Supporters of Jean-Pierre Bemba, the ex-rebel leader who says he was cheated of victory, clashed with police.

Police used tear gas and UN peacekeepers fired shots in the air, with two vehicles burnt by protesters.

The violence led the Supreme Court to suspend its hearing into Mr Bemba's claims he was cheated of victory.

Mr Bemba's party has condemned what it called "acts of vandalism" against the court, and said it would have no reason to try to derail court proceedings.

President Joseph Kabila was last week declared the winner, with 58% of the vote against 42% for Mr Bemba.

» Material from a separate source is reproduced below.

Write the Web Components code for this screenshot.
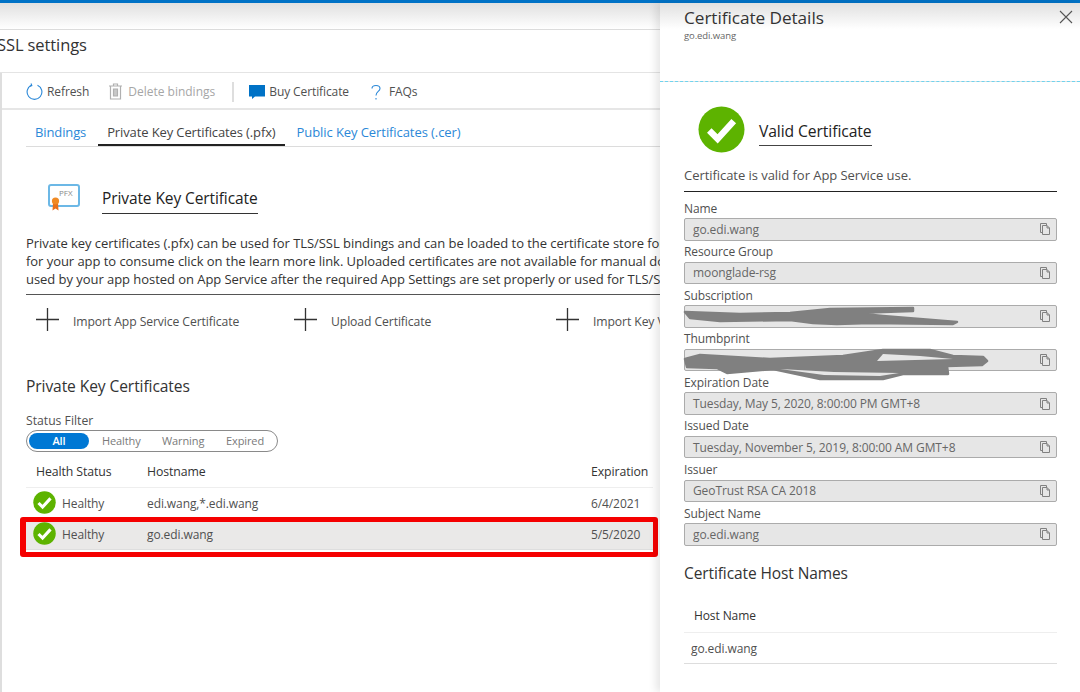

The elections are supposed to draw a line under a five-year conflict in which some four million people died.

Extra troops

Black-robed judges fled the court, as documents and furniture caught fire.

Some election material was damaged.

Fire-fighters arrived to tackle the blaze, which damaged part of the building in the capital, Kinshasa.

The BBC's Arnaud Zajtman in Kinshasa says police fired tear gas, as several hundred supporters of Mr Bemba first approached the building.

Interior Minister Denis Kalume said some of the protesters were carrying weapons and fired at the police.

Our correspondent says the police ran away and Mr Bemba's supporters then set two vehicles on fire, including one belonging to European Union peacekeepers.

UN troops fired shots in the air to disperse the protesters.

"We have sent additional troops in to secure the situation," said UN spokesman Kemal Saiki.

There are no reports of any casualties.

After the first round results were declared in August, security forces loyal to the two men clashed in Kinshasa, leaving at least 23 people dead.

The world's biggest peacekeeping force - some 17,000 men - is in DR Congo to prevent further unrest.

Election observers have said the irregularities were not on a large enough scale to overturn Mr Kabila's lead.

The results showed a regional divide, with Mr Bemba gaining most votes in the Lingala-speaking west, including Kinshasa, while Mr Kabila won by a landslide in the Swahili-speaking east.

The election was organised under the terms of a 2002 peace deal to end the conflict, which drew in the armies of nine other African countries.